On April 19, at the Cornell Tech campus in New York City, Bilbao will deliver a talk titled "The New Necessary Landscape: The Social One," this year's L. Michael Goldsmith Lecture, during which she will share the philosophies that underpin her work.

"I see architecture as a primary form of care," she explains. "I design by putting humans in the center and caring about them. Spaces need to not only have the capacity to protect our bodies, but to inspire our lives. We definitely use geometry or composition or proportion as tools, but we design for and with people."

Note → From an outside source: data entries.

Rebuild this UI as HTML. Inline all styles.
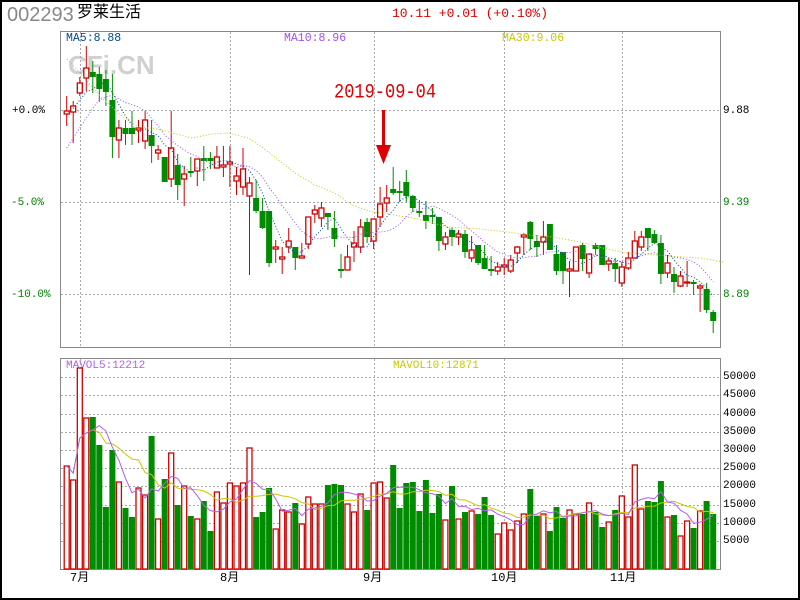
<!DOCTYPE html>
<html><head><meta charset="utf-8"><style>
html,body{margin:0;padding:0;background:#fff;}
#w{position:relative;width:800px;height:600px;overflow:hidden;font-family:"Liberation Mono","Noto Sans CJK SC",monospace;}
#b{position:absolute;left:0;top:0;width:800px;height:600px;box-sizing:border-box;border:2px solid #000;}
.t{position:absolute;white-space:nowrap;line-height:1;}
svg{position:absolute;left:0;top:0;}
</style></head><body><div id="w">
<div id="b"></div>
<div class="t" style="left:7px;top:5px;font-family:'Liberation Sans',sans-serif;font-size:20px;color:#888">002293</div>
<div class="t" style="left:77px;top:5px;font-family:'Liberation Sans','Noto Sans CJK SC',sans-serif;font-size:16px;color:#000">罗莱生活</div>
<div class="t" style="left:392px;top:7px;font-size:13px;color:#e00000">10.11 +0.01 (+0.10%)</div>
<div class="t" style="left:66px;top:33px;font-size:11.5px;color:#004a98">MA5:8.88</div>
<div class="t" style="left:284px;top:33px;font-size:11.5px;color:#a050f0">MA10:8.96</div>
<div class="t" style="left:502px;top:33px;font-size:11.5px;color:#c8c800">MA30:9.06</div>
<div class="t" style="left:68px;top:52px;font-family:'Liberation Sans',sans-serif;font-weight:bold;font-size:26px;color:#d0d0d0">CFi.CN</div>
<div class="t" style="left:334px;top:83px;font-size:17px;color:#e00000;transform:scaleY(1.2);transform-origin:0 0">2019-09-04</div>
<div class="t" style="left:12px;top:106px;font-size:11px;color:#000">+0.0%</div>
<div class="t" style="left:11px;top:198px;font-size:11px;color:#008000">-5.0%</div>
<div class="t" style="left:11px;top:290px;font-size:11px;color:#008000">-10.0%</div>
<div class="t" style="left:723px;top:106px;font-size:11px;color:#000">9.88</div>
<div class="t" style="left:723px;top:198px;font-size:11px;color:#008000">9.39</div>
<div class="t" style="left:723px;top:290px;font-size:11px;color:#008000">8.89</div>
<div class="t" style="left:66px;top:361px;font-size:11px;color:#b060f0">MAVOL5:12212</div>
<div class="t" style="left:393px;top:361px;font-size:11px;color:#c8c800">MAVOL10:12871</div>
<div id="vl"></div>
<div class="t" style="left:70px;top:572px;font-size:12px;color:#000">7月</div>
<div class="t" style="left:220px;top:572px;font-size:12px;color:#000">8月</div>
<div class="t" style="left:363px;top:572px;font-size:12px;color:#000">9月</div>
<div class="t" style="left:491px;top:572px;font-size:12px;color:#000">10月</div>
<div class="t" style="left:610px;top:572px;font-size:12px;color:#000">11月</div>
<svg id="s" width="800" height="600" xmlns="http://www.w3.org/2000/svg"></svg>
</div>
<script>
var C=[["r",111,114,96,126],["r",106,112,101,143],["r",83,93,77,96],["r",68,78,46,91],["g",72,77,61,93],["g",74,89,67,102],["g",79,92,70,106],["g",100,137,74,158],["r",128,140,120,158],["g",128,134,120,145],
["g",128,134,111,145],["r",128,130,120,143],["r",120,141,111,149],["g",135,146,120,163],["r",150,153,145,160],["g",157,182,157,182],["r",148,179,111,187],["g",165,185,154,200],["r",174,179,166,206],["g",171,173,157,177],
["r",159,171,159,186],["g",158,161,146,181],["g",158,161,152,169],["r",157,168,146,168],["r",165,167,146,177],["r",162,164,146,187],["r",176,181,167,195],["r",169,187,148,195],["r",183,196,177,275],["g",198,211,180,213],
["g",211,228,198,229],["g",211,263,211,267],["r",247,249,240,263],["r",257,259,247,274],["r",241,247,228,253],["g",247,258,247,270],["r",256,258,243,258],["r",217,244,217,249],["r",210,214,205,223],["r",208,218,202,227],
["g",213,217,213,230],["g",228,239,211,247],["g",269,270,254,278],["r",257,270,245,270],["r",243,247,231,262],["r",227,247,219,253],["g",222,237,218,243],["r",219,241,219,249],["r",204,217,187,227],["r",198,203,185,212],
["g",189,193,167,195],["g",191,192,181,202],["g",182,196,170,202],["g",196,208,195,212],["g",211,213,201,217],["g",215,221,201,229],["g",215,217,208,224],["g",217,241,217,251],["r",237,244,232,250],["g",230,237,227,246],
["r",234,237,230,245],["g",234,252,230,258],["r",250,258,236,262],["g",245,263,245,265],["g",258,269,245,269],["g",269,271,256,276],["r",267,271,262,275],["r",265,267,258,275],["r",260,271,255,273],["r",247,253,246,263],
["r",235,237,233,255],["g",222,239,221,250],["g",241,247,235,257],["r",237,242,221,255],["g",224,250,224,250],["g",254,271,245,275],["g",252,271,252,284],["r",269,271,261,297],["r",247,271,247,271],["g",245,259,243,271],
["r",254,273,254,278],["g",245,249,243,255],["g",245,265,245,265],["r",261,264,258,271],["g",263,269,258,282],["r",267,283,262,287],["r",258,268,252,270],["r",241,258,231,258],["r",237,247,231,251],["g",228,238,228,251],
["g",234,243,230,243],["g",243,274,235,284],["r",263,273,255,278],["g",274,282,267,293],["r",276,286,271,287],["r",282,283,261,287],["g",282,283,280,295],["r",286,288,284,312],["g",289,310,283,313],["g",312,321,310,333]];
var V=[466,480,368,418,417,445,507,450,482,508,517,488,495,436,519,479,453,505,486,516,519,501,531,492,503,483,486,483,448,517,512,488,529,510,512,503,524,497,504,504,485,484,485,504,512,494,510,483,482,498,465,508,483,482,511,480,513,494,520,486,519,512,511,514,497,515,534,523,530,521,514,489,516,514,531,507,518,510,514,514,503,512,527,522,510,496,517,465,509,501,502,481,517,515,536,521,528,511,501,514];
var h='';
function X(i){return 66.7+i*6.53;}
h+='<rect x="60.5" y="31.5" width="660" height="316" fill="none" stroke="#888"/>';
h+='<rect x="60.5" y="358.5" width="660" height="211" fill="none" stroke="#888"/>';
var vx=[80,230,374,504,622];
vx.forEach(function(x){h+='<line x1="'+(x+.5)+'" y1="32" x2="'+(x+.5)+'" y2="347" stroke="#aaa" stroke-dasharray="2,2"/><line x1="'+(x+.5)+'" y1="359" x2="'+(x+.5)+'" y2="569" stroke="#aaa" stroke-dasharray="2,2"/>';});
[110,202,294].forEach(function(y){h+='<line x1="61" y1="'+(y+.5)+'" x2="720" y2="'+(y+.5)+'" stroke="#aaa" stroke-dasharray="2,2"/>';});
var vlab='';
for(var k=1;k<=10;k++){var y=Math.round(541-(k-1)*18.2);h+='<line x1="61" y1="'+(y+.5)+'" x2="720" y2="'+(y+.5)+'" stroke="#aaa" stroke-dasharray="2,2"/>';
vlab+='<div class="t" style="left:723px;top:'+(y-5)+'px;font-size:11px;color:#000">'+(k*5000)+'</div>';}
document.getElementById('vl').innerHTML=vlab;
for(var i=0;i<100;i++){var x=X(i),c=C[i][0];
 if(c=='r')h+='<rect x="'+(x-2.5).toFixed(1)+'" y="'+V[i]+'" width="5" height="'+(569-V[i])+'" fill="#fff" stroke="#d00000" stroke-width="1.3"/>';
 else h+='<rect x="'+(x-3).toFixed(1)+'" y="'+V[i]+'" width="6" height="'+(569-V[i])+'" fill="#008c00"/>';}
function ma(arr,n){var o=[];for(var i=0;i<arr.length;i++){var s=0,m=0;for(var j=Math.max(0,i-n+1);j<=i;j++){s+=arr[j];m++;}o.push(s/m);}return o;}
function pl(arr,col,dash,st){var p=[];for(var i=st;i<arr.length;i++)p.push(X(i).toFixed(1)+','+arr[i].toFixed(1));return '<polyline points="'+p.join(' ')+'" fill="none" stroke="'+col+'" stroke-width="1"'+(dash?' stroke-dasharray="1,2"':'')+'/>';}
h+=pl(ma(V,10),'#c8c800',0,0);
h+=pl(ma(V,5),'#b060f0',0,0);
for(var i=0;i<100;i++){var d=C[i],x=X(i),col=d[0]=='r'?'#d00000':'#008c00';
 h+='<line x1="'+x.toFixed(1)+'" y1="'+d[3]+'" x2="'+x.toFixed(1)+'" y2="'+d[4]+'" stroke="'+col+'"/>';
 var bh=Math.max(d[2]-d[1],1);
 if(d[0]=='r')h+='<rect x="'+(x-2.5).toFixed(1)+'" y="'+d[1]+'" width="5" height="'+bh+'" fill="#fff" stroke="'+col+'" stroke-width="1.3"/>';
 else h+='<rect x="'+(x-3).toFixed(1)+'" y="'+d[1]+'" width="6" height="'+Math.max(bh,2)+'" fill="'+col+'"/>';}
var cl=C.map(function(d){return d[0]=='r'?d[1]:d[2];});
var m30=[[67,59],[80,73],[99,95],[118,113],[138,127],[158,129],[172,133],[192,138],[212,134],[228,133],[248,138],[262,147],[282,163],[295,173],[315,185],[335,193],[352,205],[372,212],[385,213],[400,216],[413,218],[433,223],[447,227],[480,229],[507,232],[530,235],[553,237],[580,242],[607,249],[627,253],[647,254],[667,256],[700,258],[723,262]];
h+='<polyline points="'+m30.map(function(p){return p.join(',')}).join(' ')+'" fill="none" stroke="#c8c800" stroke-dasharray="1,2"/>';
var m10=ma(cl,10);m10[0]=148;m10[1]=138;m10[2]=128;m10[3]=118;m10[4]=108;m10[5]=100;m10[6]=97;
h+=pl(m10,'#a050f0',1,0);
h+=pl(ma(cl,5),'#004a98',1,1);
h+='<rect x="382" y="110" width="3" height="38" fill="#e00000"/><polygon points="376,145 391,145 383.5,164" fill="#e00000"/>';
document.getElementById('s').innerHTML=h;
</script>
</body></html>
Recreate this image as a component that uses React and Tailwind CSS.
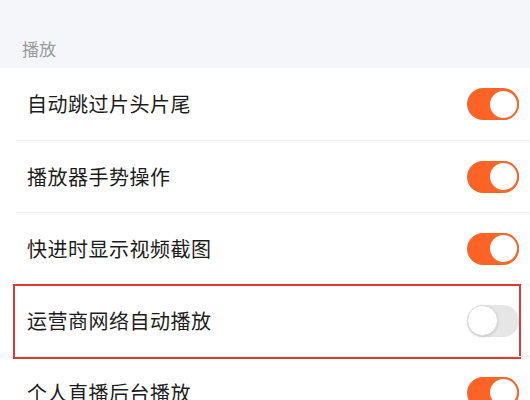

The revitalization of the Botanical Garden in Culiacán, Mexico, a long-term multi-stage project that has been ongoing since 2004, is an illustrative case in point. Initially, the team considered constructing a large pavilion. However, after observing the community's activities, they shifted their approach and instead proposed smaller, more flexible interventions that better reflected the existing use of the space. "If we tried to create things that would direct what happens here, we would be working against how the garden was used. That's when we decided to provide spaces that would enhance what already happened there. We started intervening in very small spots, doing pavilions that would generate different possibilities for different activities, and with the same kind of intuitive, improvised quality of what was already happening."